Well, even though Brust has languished in the minors for years, he did have an 11-game stint with the LA Kings in 2006-07. Fans near Abbotsford were paying attention back then, because that was shortly after Dan Cloutier got booed out of Vancouver (more deservedly so than another more recent Canucks #1) and tripped down the coast to LA. Cloutier would get injured, creating a stinky hot mess in the Kings crease. The 23-year-old Brust wasn’t able to outplay Mathieu Garon, Sean Burke or the ghost of Beach Ball Cloutier, so he wound up on the outside looking in.

And look in he has. Brust’s resume over the past seven years includes teams in the AHL, the ECHL, and even the Straubing Tigers of the Deutsche Eishockey Liga. (Some of you may recognize the DEL as the league that features Chris Withers’ lockout team, the EHC Wolfsburg Grizzly Adams.)

This year, again, he’s played his pads off, breaking Johnny Bowers’ storied mark for consecutive shutout minutes as an AHL goaltender and earning an American Hockey League All-Star Game nomination. The guy’s GAA in Abbotsford is a breathtaking .948, for goodness’ sake. So why hasn’t he gotten a sniff with the Calgary Flames, the Heat’s parent club? Because Leland Irving has an NHL contract that pays him just $687,500 (thank you, capgeek.com) while Brust does not – he signed on directly with the Heat. Irving has been the third-best goalie in Abbotsford all season (behind Brust and UK-born Danny Taylor), but it’s Leland Irving flying to Calgary to back up Mikka Kiprusoff.

Unfair, yes. Surprising, no. And to be honest, staying in Abbotsford is probably better for Brust’s long-term prospects.

The Flames are still riding their superstar Finnish netminder, as they should, really. Whoever is his backup this season will get a handful of starts, with the odd partial game thrown in when the score is out of hand one way or the other. The rest of the time is spent keeping stats and holding the bench door on line changes. Henrik Karlsson, who held Mikka’s towel last season, played in 17 games. Curtis McElhinney and Vesa Toskala combined for parts of 16 games the year before.
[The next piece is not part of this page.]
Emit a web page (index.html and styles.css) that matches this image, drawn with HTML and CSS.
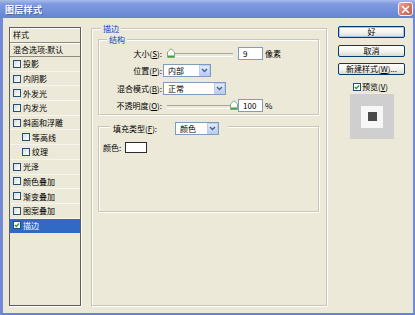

The fact is, Calgary brass don’t trust anyone between the pipes except Mikka Kiprusoff. He’s played at least 70 games in every season since the last lockout, and will probably play 40 of this year’s truncated 48-game schedule. He and Jarome Iginla have been the only two consistent performers in Cowtown over the past decade, and Jay Feaster has no more intention of jettisoning that duo than Darryl Sutter did. Despite not having a losing season at any level since turning pro, he doesn’t inspire any more trust in Flames management than the other #2s to go through Kiprusoff’s revolving backup door. To make matters worse, Brust is not a young goaltender in development. He doesn’t want or need the tutelage of one of the game’s most prolific stoppers — Brust needs to play. He’s 29, looking for as many starts as a team can give him.

Let’s say he ends up in Calgary, and continues to stop pucks with fervour. Backups just don’t frequently wrest the top job away from a big-name starter — Cory Schneider and Roberto Luongo are an exception to the rule, and it took Schneids a lot longer than a few dozen games to wheedle his way into the #1 position in Vancouver — so the chance of unseating Kiprusoff is slim at best. In Abbotsford, Brust gets a ton of ice time, and his act is gaining applause from Heat fans and league scouts alike. Next weekend’s appearance at the AHL All-Star Game in  Providence, Rhode Island means he’ll get seen by some folks who don’t often see the only West Coast-based team in the league.

The Flames may not come calling any time soon — the only way that will happen is if Kipper gets injured, and Irving proves as ineffective in Calgary as he was in Abbotsford — but don’t be surprised if Brust gets a few pro tryout offers once his year with the Heat is up.